Wherever the string "page" shows up in a line, count that line. Give the total alone.
## BEGIN
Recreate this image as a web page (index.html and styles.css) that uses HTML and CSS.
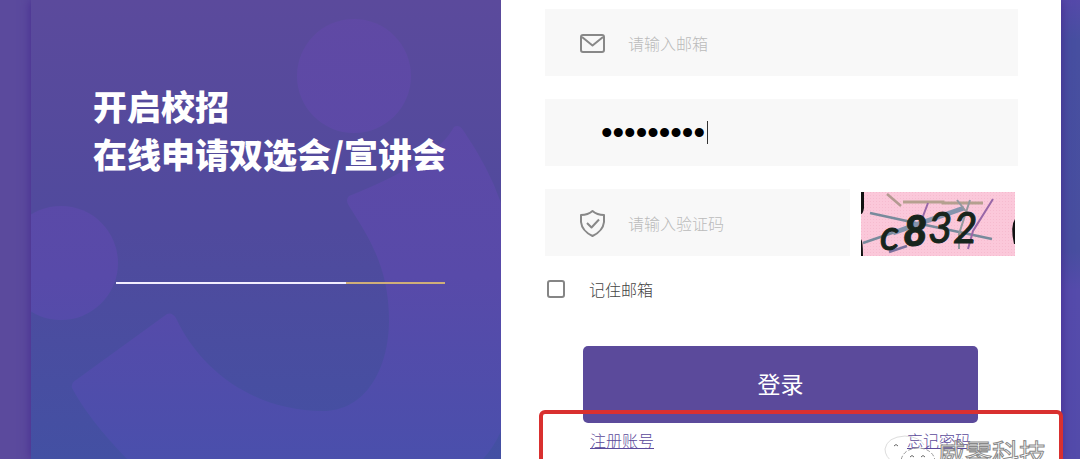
FILE: index.html
```html
<!DOCTYPE html>
<html lang="zh-Hans">
<head>
  <meta charset="UTF-8" />
  <meta name="viewport" content="width=device-width, initial-scale=1.0"/>
  <title>校招登录</title>
  <link rel="stylesheet" href="styles.css">
</head>
<body>
  <div class="page">
    <div class="card">
      <section class="banner">
        <svg class="banner-bg" viewBox="0 0 470 459" preserveAspectRatio="xMinYMin slice" aria-hidden="true">
          <defs>
            <linearGradient id="shape" gradientUnits="userSpaceOnUse" x1="0" y1="0" x2="0" y2="459">
              <stop offset="0" stop-color="#6049a4"/>
              <stop offset="0.6" stop-color="#584aa9"/>
              <stop offset="1" stop-color="#4a4fac"/>
            </linearGradient>
          </defs>
          <g fill="url(#shape)">
            <circle cx="323" cy="76" r="57"/>
            <circle cx="30" cy="263" r="57"/>
            <path d="M318 196 Q404 162 423 127 Q428 124 432 130 Q458 168 470 203 V431 Q463 447 452 459 H96 Q58 420 41 388 Q40 383 45 380 L136 314 Q141 312 145 318 C170 372 225 411 292 411 C334 411 358 370 358 320 C358 270 340 240 318 206 Q314 200 318 196 Z"/>
          </g>
        </svg>
        <h1>开启校招<br>在线申请双选会/宣讲会</h1>
        <div class="line"></div>
      </section>

      <main class="panel">
        <form class="login-form">
          <div class="field">
            <label for="email" aria-label="邮箱">
              <svg class="icon" viewBox="0 0 28 28">
                <rect x="2" y="6" width="23" height="17" rx="2"/>
                <path d="M3 8 L13.500 16.500 L24 8"/>
              </svg>
            </label>
            <input type="email" id="email" placeholder="请输入邮箱">
          </div>

          <div class="field field-password">
            <input type="password" id="password" value="123456789" aria-label="密码">
            <span class="caret"></span>
          </div>

          <div class="code-row">
            <div class="field">
              <label for="code" aria-label="验证码">
                <svg class="icon" viewBox="0 0 28 28">
                  <path d="M13.500 2 Q18 6 25 6 V13 Q24 22 13.500 27 Q3 22 2 13 V6 Q9 6 13.500 2 Z"/>
                  <path d="M8 14 L12.500 18.500 L20 10.500"/>
                </svg>
              </label>
              <input type="text" id="code" placeholder="请输入验证码">
            </div>
            <svg class="captcha" viewBox="0 0 154 64" role="img" aria-label="验证码图片">
              <defs>
                <pattern id="dots" width="3" height="3" patternUnits="userSpaceOnUse">
                  <rect width="3" height="3" fill="#fbc8da"/>
                  <rect width="1" height="1" fill="#f6bbcf"/>
                </pattern>
              </defs>
              <rect width="154" height="64" fill="url(#dots)"/>
              <g fill="none" stroke-width="2.500">
                <path stroke="#b39a91" d="M26 2 L40 14"/>
                <path stroke="#b5a08f" stroke-width="3" d="M42 10 H82 V11 H122"/>
                <path stroke="#788a9c" d="M9 21 L55 31 L98 40 L131 47"/>
                <path stroke="#788a9c" d="M2 51 L34 40 L60 30"/>
                <path stroke="#8594ad" stroke-width="5" d="M32 41 L60 31 L103 16"/>
                <path stroke="#9867a7" stroke-width="2" d="M132 7 L112 39 L107 57 M67 11 L56 40"/>
                <path stroke="#7c719c" d="M28 60 L46 54"/>
                <path stroke="#94989e" stroke-width="2" d="M96 8 L107 22 M109 8 L98 42 V57"/>
              </g>
              <g class="captcha-text">
                <text x="19" y="58" font-size="42">c</text>
                <text class="bold" x="42" y="54" font-size="42">8</text>
                <text x="67" y="51" font-size="42">3</text>
                <text x="92" y="51" font-size="42">2</text>
              </g>
              <path fill="#111" d="M0 0 H3 V16 Q2 22 0 22 Z M0 47 Q2 49 2 64 H0 Z M154 27 Q149 34 153 52 L154 52 Z"/>
            </svg>
          </div>

          <label class="remember"><input type="checkbox"> 记住邮箱</label>

          <div class="actions">
            <button type="submit">登录</button>
            <div class="links">
              <a href="#">注册账号</a>
              <a href="#">忘记密码</a>
            </div>
          </div>
        </form>
      </main>

      <div class="highlight"></div>
      <div class="watermark">
        <svg viewBox="0 0 54 44" aria-hidden="true">
          <path class="bubble" d="M16 34 L8 38 L10 32 Q1 26 1 18 Q3 6 21 5 Q36 6 40 14"/>
          <path class="bubble-front" d="M34 17 C24 17 17 23 17 31 C17 39 24 44 34 44 C44 44 51 39 51 31 C51 23 44 17 34 17 Z"/>
          <path class="eyes" d="M10 15 Q12 12 14 15 M26 26 Q28 23 30 26 M37 26 Q39 23 41 26"/>
        </svg>
        <span>威零科技</span>
      </div>
    </div>
  </div>
</body>
</html>
```
FILE: styles.css
```css
* {
  box-sizing: border-box;
  font-family: "Noto Sans CJK SC", sans-serif;
}

body {
  margin: 0;
}

.page {
  height: 100vh;
  padding: 0 19px 0 31px;
  background: linear-gradient(90deg, #5b4a9d 50%, transparent 50%),
    linear-gradient(#5549a9 0, #474fa0 40px, #484e9f 250px, #554bab 290px, #534baa 100%);
  overflow: hidden;
}

.card {
  position: relative;
  display: grid;
  grid-template-columns: minmax(0, 47fr) minmax(0, 56fr);
  height: 100%;
  background: #fff;
  box-shadow: 0 0 10px #452a8f;
}

.banner {
  position: relative;
  padding: 82px 0 0 62px;
  background: linear-gradient(#5b4a9c, #504a9d 50%, #4350a3);
}

.banner-bg {
  position: absolute;
  inset: 0;
  width: 100%;
  height: 100%;
}

h1 {
  position: relative;
  margin: 0;
  color: #fff;
  font-size: 34px;
  font-weight: 900;
  line-height: 48px;
  white-space: nowrap;
}

.line {
  position: relative;
  height: 2px;
  margin: 104px 56px 0 23px;
  background: linear-gradient(90deg, #f1edff 70%, #cfae79 70%);
}

.panel {
  padding: 9px 43px 0 44px;
}

.login-form {
  display: flex;
  flex-direction: column;
  gap: 23px;
}

.field {
  position: relative;
  display: flex;
  flex: 1;
  align-items: center;
  gap: 21px;
  min-width: 0;
  height: 67px;
  min-height: 67px;
  padding: 0 34px;
  background: #f8f8f8;
}

.field label {
  display: flex;
}

.icon {
  width: 28px;
  height: 28px;
  fill: none;
  stroke: #888;
  stroke-width: 2;
  stroke-linejoin: round;
}

.field input {
  flex: 1;
  width: 100%;
  min-width: 0;
  padding: 0;
  border: none;
  outline: none;
  background: transparent;
  color: #000;
  font-size: 16px;
  font-weight: 300;
}

.field input::placeholder {
  color: #bbb;
}

.field-password {
  padding-left: 56px;
}

.field-password input {
  font-family: "DejaVu Sans", sans-serif;
  font-size: 33px;
}

.caret {
  position: absolute;
  left: 162px;
  width: 1px;
  height: 23px;
  background: #333;
}

.code-row {
  display: flex;
  align-items: flex-end;
  gap: 11px;
  padding-right: 3px;
}

.captcha {
  flex: none;
  width: 154px;
  height: 64px;
}

.captcha-text {
  fill: #17251c;
  stroke: #17251c;
}

.captcha-text text {
  font-family: Lato, sans-serif;
  font-style: italic;
}

.captcha-text .bold {
  font-weight: 900;
}

.remember {
  display: flex;
  align-items: center;
  gap: 24px;
  height: 20px;
  color: #444;
  font-size: 16px;
  font-weight: 300;
}

.remember input {
  appearance: none;
  width: 18px;
  height: 18px;
  margin: 0 0 0 2px;
  border: 2px solid #858585;
  border-radius: 3px;
  background: #fff;
}

.actions {
  padding: 24px 40px 0 38px;
}

button {
  display: block;
  width: 100%;
  height: 77px;
  padding: 0 0 4px;
  border: none;
  border-radius: 5px;
  background: #5b4a9b;
  color: #fff;
  font-size: 23px;
  cursor: pointer;
}

.links {
  display: flex;
  justify-content: space-between;
  padding: 5px 7px 0;
  line-height: 24px;
}

.links a {
  color: #5b4a9b;
  font-size: 16px;
  font-weight: 300;
}

/* 红色标注框 */
.highlight {
  position: absolute;
  top: 410px;
  right: -2px;
  bottom: -10px;
  width: 524px;
  border: 4px solid #d9302f;
  border-radius: 6px;
  pointer-events: none;
}

.watermark {
  position: absolute;
  top: 431px;
  right: 15px;
  display: flex;
  align-items: flex-start;
  color: #fff;
  font-size: 27px;
  line-height: 44px;
  pointer-events: none;
}

.watermark svg {
  width: 54px;
  height: 44px;
  fill: none;
  stroke: #999;
}

.watermark .bubble {
  stroke: #ddd;
}

.watermark .bubble-front {
  fill: #fff;
  stroke-dasharray: 4 2;
}

.watermark .eyes {
  stroke: #666;
}

.watermark span {
  -webkit-text-stroke: 1px #888;
}
```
## END
● Output below:
3